Bob Mellish was one of Bermondsey’s longest serving MPs and an inspiration to the young activist: ‘He was one of my icons because he was a real man… He looked after my generation because he saw us as the ones that would be taking over from him… He used to take us to the House of Commons and the first time I went I didn’t realise exactly what it was, but looking back now I know it was Bob Mellish and what he did for young people that took me in to politics.’
Coral joined the Labour Party. ‘I was a local activist to begin with but campaigned wider for the NHS because the Tories were running it down badly…’
This was the time of the docks and related industry dying, which gave eager activists like Coral a real purpose: ‘As an elected councillor I had a wonderful time; the London Docklands Development Corporation was set up to bring work back to the borough and we wanted their money,’ Coral says excitedly. ‘An awful lot of money was needed from them to make improvements – I got us about £20m.’
With Councillor Newell doing incredible work it was no surprise that her skills were desired: ‘I came to the Beormund Centre 41 years ago as a trustee and later became the Chair,’ she says, ‘but when only about 400 people were coming through every year the building came close to closing and we began looking for someone to come in and manage it properly. Everyone said I should do it although I’d retired by then: “You can get us going again,” they said, and talked me into it. And I’ve enjoyed every minute of it.’

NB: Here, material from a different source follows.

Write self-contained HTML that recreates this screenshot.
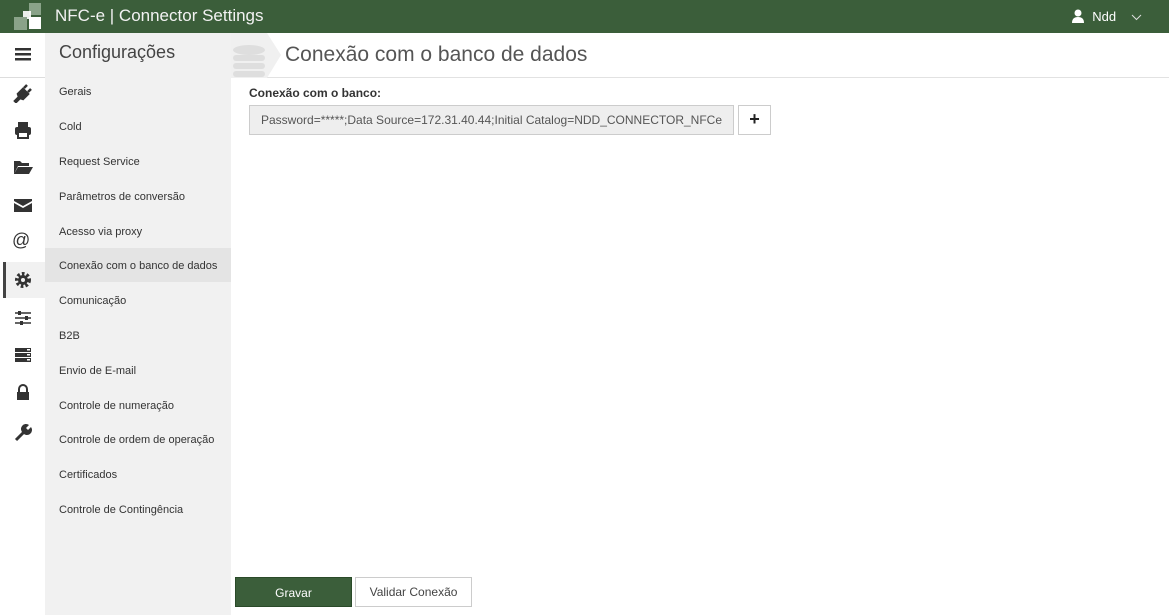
<!DOCTYPE html>
<html><head><meta charset="utf-8"><style>
*{margin:0;padding:0;box-sizing:border-box}
body{width:1169px;height:615px;overflow:hidden;background:#fff;font-family:"Liberation Sans",sans-serif;color:#333;position:relative}
.top{position:absolute;left:0;top:0;width:1169px;height:33px;background:#3b5e3a;color:#fff}
.top .t{position:absolute;left:55px;top:6px;font-size:17px;color:#f2f2f2}
.logo{position:absolute;left:14px;top:3px}
.user{position:absolute;left:1071px;top:9px;font-size:13px;color:#fff}
.icons{position:absolute;left:0;top:33px;width:45px;height:582px;background:#fff}
.menu{position:absolute;left:45px;top:33px;width:186px;height:582px;background:#f1f1f1}
.menu h2{font-weight:normal;font-size:18px;color:#444;position:absolute;left:14px;top:9px}
.mi{position:absolute;left:0;width:186px;height:34px;font-size:11px;color:#333;padding:10px 0 0 14px}
.mi.a{background:#e4e4e4}
.ic{position:absolute;left:12px;width:22px;height:20px}
.ph{position:absolute;left:231px;top:33px;width:938px;height:45px;border-bottom:1px solid #e2e2e2}
.ph h1{position:absolute;left:54px;top:10px;font-size:21px;font-weight:normal;color:#555}
label{position:absolute;left:249px;top:86px;font-size:12px;font-weight:bold;color:#333}
.inp{position:absolute;left:249px;top:105px;width:485px;height:30px;background:#eee;border:1px solid #ccc;font-size:12px;color:#555;padding:7px 0 0 11px;white-space:nowrap;overflow:hidden}
.plus{position:absolute;left:738px;top:105px;width:33px;height:30px;border:1px solid #ccc;background:#fff;font-weight:bold;font-size:18px;text-align:center;line-height:27px;color:#222}
.b1{position:absolute;left:235px;top:577px;width:117px;height:30px;background:#3b5e3a;color:#fff;font-size:12px;text-align:center;line-height:30px;border:1px solid #2a4a29}
.b2{position:absolute;left:355px;top:577px;width:117px;height:30px;background:#fff;border:1px solid #ccc;color:#444;font-size:12px;text-align:center;line-height:28px}
</style></head><body>
<div class="top">
<svg class="logo" width="28" height="27"><rect x="15" y="0" width="12" height="12" fill="#8aa389"/><rect x="9" y="8" width="8" height="8" fill="#fff" opacity=".9"/><rect x="0" y="14" width="13" height="13" fill="#8aa389"/><rect x="15" y="14" width="12" height="12" fill="#fff"/></svg>
<div class="t">NFC-e | Connector Settings</div>
<div class="user"><svg width="14" height="14" style="vertical-align:-2px"><circle cx="7" cy="4" r="3.5" fill="#fff"/><path d="M1 14 Q1 8 7 8 Q13 8 13 14Z" fill="#fff"/></svg>&nbsp;&nbsp;Ndd&nbsp;&nbsp;&nbsp;&nbsp;<svg width="11" height="7"><path d="M1 1 L5.5 5.5 L10 1" stroke="#ddd" fill="none"/></svg></div>
</div>
<div class="icons">
<svg class="ic" style="top:11px" viewBox="0 0 22 20"><rect x="3" y="4" width="16" height="2.5" fill="#333"/><rect x="3" y="9" width="16" height="2.5" fill="#333"/><rect x="3" y="14" width="16" height="2.5" fill="#333"/></svg>
<div style="position:absolute;left:0;top:44px;width:45px;height:1px;background:#ddd"></div>
<svg class="ic" style="top:50px" viewBox="0 0 22 20"><path d="M3 18 L7 14 L6 11 L11 6 L16 11 L11 16 L8 15 L4 19Z M12 5 L15 2 M16 9 L19 6" stroke="#333" stroke-width="2.5" fill="#333"/></svg>
<svg class="ic" style="top:87px" viewBox="0 0 22 20"><rect x="6" y="2" width="10" height="5" fill="#333"/><rect x="3" y="7" width="16" height="8" rx="2" fill="#333"/><rect x="6" y="12" width="10" height="6" fill="#fff" stroke="#333" stroke-width="2"/></svg>
<svg class="ic" style="top:124px" viewBox="0 0 22 20"><path d="M2 4 H8 L10 6 H17 V9 H6 L2 17Z M6 10 H21 L17 17 H2Z" fill="#333"/></svg>
<svg class="ic" style="top:162px" viewBox="0 0 22 20"><path d="M2 4 H20 V6 L11 11 L2 6Z M2 8 L11 13 L20 8 V17 H2Z" fill="#333"/></svg>
<div style="position:absolute;left:12px;top:197px;font-size:18px;color:#333">@</div>
<div style="position:absolute;left:3px;top:229px;width:42px;height:36px;background:#f1f1f1;border-left:3px solid #444"></div>
<svg class="ic" style="top:237px" viewBox="0 0 22 20"><circle cx="11" cy="10" r="6" fill="none" stroke="#333" stroke-width="4" stroke-dasharray="2.5 2"/><circle cx="11" cy="10" r="5" fill="#333"/><circle cx="11" cy="10" r="2" fill="#f1f1f1"/></svg>
<svg class="ic" style="top:275px" viewBox="0 0 22 20"><path d="M3 5 H19 M3 10 H19 M3 15 H19" stroke="#333" stroke-width="1.5"/><rect x="6" y="3" width="3" height="4" fill="#333"/><rect x="13" y="8" width="3" height="4" fill="#333"/><rect x="8" y="13" width="3" height="4" fill="#333"/></svg>
<svg class="ic" style="top:312px" viewBox="0 0 22 20"><rect x="3" y="3" width="16" height="4" fill="#333"/><rect x="3" y="8" width="16" height="4" fill="#333"/><rect x="3" y="13" width="16" height="4" fill="#333"/><rect x="15" y="4" width="3" height="1.5" fill="#fff"/><rect x="15" y="9" width="3" height="1.5" fill="#fff"/><rect x="15" y="14" width="3" height="1.5" fill="#fff"/></svg>
<svg class="ic" style="top:350px" viewBox="0 0 22 20"><path d="M7 9 V6 A4 4 0 0 1 15 6 V9" stroke="#333" stroke-width="2" fill="none"/><rect x="5" y="9" width="12" height="8" fill="#333"/></svg>
<svg class="ic" style="top:389px" viewBox="0 0 22 20"><path d="M4 18 L12 10" stroke="#333" stroke-width="3"/><path d="M11 11 A5 5 0 0 1 17 3 L14 6 L16 8 L19 5 A5 5 0 0 1 11 11Z" fill="#333"/></svg>
</div>
<div class="menu">
<h2>Configurações</h2>
<div class="mi" style="top:43px">Gerais</div>
<div class="mi" style="top:78px">Cold</div>
<div class="mi" style="top:113px">Request Service</div>
<div class="mi" style="top:148px">Parâmetros de conversão</div>
<div class="mi" style="top:183px">Acesso via proxy</div>
<div class="mi a" style="top:215px;padding-top:12px">Conexão com o banco de dados</div>
<div class="mi" style="top:252px">Comunicação</div>
<div class="mi" style="top:287px">B2B</div>
<div class="mi" style="top:322px">Envio de E-mail</div>
<div class="mi" style="top:357px">Controle de numeração</div>
<div class="mi" style="top:391px">Controle de ordem de operação</div>
<div class="mi" style="top:426px">Certificados</div>
<div class="mi" style="top:461px">Controle de Contingência</div>
</div>
<div class="ph">
<svg style="position:absolute;left:0;top:0" width="52" height="45"><path d="M0 0 H36 L50 22 L36 45 H0Z" fill="#f0f0f0"/><g fill="#dedede"><ellipse cx="18" cy="17" rx="16" ry="5"/><rect x="2" y="22" width="32" height="6" rx="3"/><rect x="2" y="30" width="32" height="6" rx="3"/><rect x="2" y="38" width="32" height="6" rx="3"/></g></svg>
<h1>Conexão com o banco de dados</h1>
</div>
<label>Conexão com o banco:</label>
<div class="inp">Password=*****;Data Source=172.31.40.44;Initial Catalog=NDD_CONNECTOR_NFCe</div>
<div class="plus">+</div>
<div class="b1">Gravar</div>
<div class="b2">Validar Conexão</div>
</body></html>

Coral gave me a rundown of what goes on at the centre: ‘You’ve got the leisure side, plus the schooling, the training programmes: basic skills right up to accountancy. We hire rooms out for meetings and conferences, and local residents use it more… We have won many community awards and now have almost 30,000 people a year use Beormund.’
After 20 years in her role I asked about the highlights: ‘One of the best things we did was working with the European Social Fund (ESF). The ESF hierarchy came to Beormund to see how we were spending their money and they were very pleased with what we do.’
And the future: ‘I hope that Beormund continues after I’ve left,’ she says. ‘When I came there was no money – and I actually put some of my own in – but now we have a quarter of a million pounds coming in every month.
As well as her day job, Coral arranged the annual Christmas dinner for the area’s lonely pensioners. ‘I started it with my husband 41 years ago, and my daughter, who was only a little girl then, has also done 41 years, bless her heart… It was a lovely thing because those people that we brought in had rarely been outside their houses, but we gave them a throughly enjoyable day from morning ’til night.’ The guests were entertained, royally fed and local dignitaries would pop in to say hello. At the end they would all be taken home a goody bag and some money. Coral has handed over the reins now as ill health as restricted what she can do, but the special day lives on.
When Coral Newell began her work in the community all those years ago she was aiming to improve the lives of local people in regards to healthcare and education, but there seems to be more problems for the poor now, more work for the Beormund Centre to do. We need more people like Coral to come and take the Beormund Centre in to the future.